Is Jason Statham really in this?
Yes, as Agent Funsch in an early American supporting role. The Transporter (2002) was about a year away. The Funsch role is the transitional moment between his British work and the leading-man action career that followed.
Why did the film underperform commercially?
Release timing. November 2001 was approximately eight weeks after September 11. American audiences were not in a mood for action films featuring rogue agents and institutional pursuit. The Hollywood action market had been disrupted. The One made approximately $73 million worldwide against an $80 million budget.
Was there going to be a sequel?
The ending leaves the door open. Gabe is the new “The One” with Multiverse Authority backing. Yulaw is alive in a prison universe. The sequel did not develop because the commercial performance was disappointing relative to Sony’s franchise expectations.
Who choreographed the fights?
Corey Yuen, who had collaborated with Jet Li since Li’s early Hong Kong career. Yuen would also choreograph The Transporter (2002) for Statham. The choreographer’s influence on both careers is significant and underappreciated.
How does Carla Gugino’s performance work?
Gugino plays T.K. Law, Gabe’s wife. The role is structurally smaller but emotionally central. T.K.’s death is the film’s emotional engine. Gugino establishes the relationship convincingly enough that the audience feels the loss when it comes.
How does this compare to other parallel universe films?
The One uses the premise for character work rather than for world-building. Sliding Doors (1998) and The Family Man (2000) explore alternate paths. The One explores alternate selves.
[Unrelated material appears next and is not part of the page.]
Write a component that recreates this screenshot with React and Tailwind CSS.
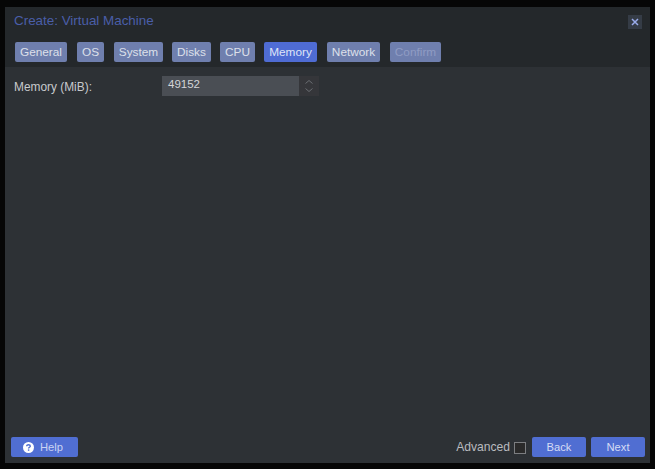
import React from 'react';

const tabs = [
    { label: "General", width: "w-[52px]", margin: "ml-0" },
    { label: "OS", width: "w-[27px]", margin: "ml-[10px]" },
    { label: "System", width: "w-[49px]", margin: "ml-[10px]" },
    { label: "Disks", width: "w-[39px]", margin: "ml-[9px]" },
    { label: "CPU", width: "w-[35px]", margin: "ml-[9px]" },
    { label: "Memory", width: "w-[53px]", margin: "ml-[9px]", active: true },
    { label: "Network", width: "w-[53px]", margin: "ml-[10px]" },
    { label: "Confirm", width: "w-[51px]", margin: "ml-[10px]", disabled: true },
];

const TabButton = ({ tab }) => {
    let color = "bg-[#6f7fae] text-[#dde0ea]";
    if (tab.active) color = "bg-[#4f6cd4] text-[#dfe4f7]";
    if (tab.disabled) color = "bg-[#6f7fae] text-[#8f9cc4]";
    return (
        <div className={`${tab.width} ${tab.margin} ${color} h-5 pt-[1px] rounded-[2px] flex items-center justify-center text-[11.8px]`}>
            {tab.label}
        </div>
    );
};

const App = () => {
    return (
        <div className="w-[655px] h-[469px] bg-[#060606] pt-[7px] pb-[6px] pl-[5px] pr-[5px] overflow-hidden font-['Liberation_Sans',Arial,sans-serif]">
            <div className="w-full h-full flex flex-col bg-[#2d3135]">
                <div className="h-[60px] bg-[#24282b] shrink-0 flex flex-col">
                    <div className="h-[35px] flex items-start justify-between pl-[9px] pr-[8px]">
                        <span className="text-[13.4px] leading-[14px] mt-[7px] text-[#4a5ea8]">Create: Virtual Machine</span>
                        <div className="w-[14px] h-[14px] mt-[8px] bg-[#353c46] flex items-center justify-center">
                            <svg width="8" height="8" viewBox="0 0 8 8" fill="none" stroke="#9aaceb" strokeWidth="1.5">
                                <path d="M1 1L7 7M7 1L1 7" />
                            </svg>
                        </div>
                    </div>
                    <div className="flex pl-[10px]">
                        {tabs.map((tab) => <TabButton key={tab.label} tab={tab} />)}
                    </div>
                </div>

                <div className="flex-1 pt-[9px] pl-[9px]">
                    <div className="flex items-center h-5">
                        <span className="w-[148px] text-[11.9px] text-[#c8cacd] pt-[3px]">Memory (MiB):</span>
                        <div className="w-[137px] h-5 bg-[#4a4e54] text-[11.5px] text-[#d4d5d8] pl-[6px] leading-[16px]">49152</div>
                        <div className="w-5 h-5 bg-[#35363a] flex items-center justify-center">
                            <svg width="10" height="14" viewBox="0 0 10 14" fill="none" stroke="#6a6d72" strokeWidth="1">
                                <path d="M1.5 4.5L5 1.5L8.5 4.5M1.5 9.5L5 12.5L8.5 9.5" />
                            </svg>
                        </div>
                    </div>
                </div>

                <div className="h-[26px] shrink-0 flex items-start justify-between pl-[6px] pr-[5px]">
                    <div className="w-[67px] h-5 rounded-[2px] bg-[#506ed2] flex items-center pl-[12px] gap-[6px] text-[11.2px] text-[#c9d3f3]">
                        <svg width="11" height="11" viewBox="0 0 11 11">
                            <circle cx="5.5" cy="5.5" r="5.5" fill="#ffffff" />
                            <path d="M3.7 4.3C3.7 3.3 4.5 2.7 5.5 2.7C6.5 2.7 7.3 3.3 7.3 4.2C7.3 5.3 5.6 5.3 5.6 6.5" fill="none" stroke="#506ed2" strokeWidth="1.4" />
                            <rect x="4.9" y="7.4" width="1.4" height="1.4" fill="#506ed2" />
                        </svg>
                        <span>Help</span>
                    </div>
                    <div className="flex items-center h-5">
                        <span className="text-[12.1px] text-[#b9bbbf] mr-1 pt-[1px]">Advanced</span>
                        <div className="w-3 h-3 mt-[1px] bg-[#2a2a2a] border border-[#7c7e81] mr-[6px]" />
                        <div className="w-[54px] h-5 rounded-[2px] bg-[#506ed2] flex items-center justify-center text-[11.2px] text-[#d5dcf5] mr-[5px]">Back</div>
                        <div className="w-[54px] h-5 rounded-[2px] bg-[#506ed2] flex items-center justify-center text-[11.2px] text-[#d5dcf5]">Next</div>
                    </div>
                </div>
            </div>
        </div>
    );
};

export default App;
The structural choice is rarer in the parallel-universe subgenre and produces a different kind of drama.
Should I watch this if I have not seen it?
Yes. The film has aged better than its 2001 reception suggested. The Jet Li dual performance is one of his strongest American roles. The Jason Statham appearance is a useful historical artifact. The parallel universe premise generates dramatic situations that the film follows through on with discipline.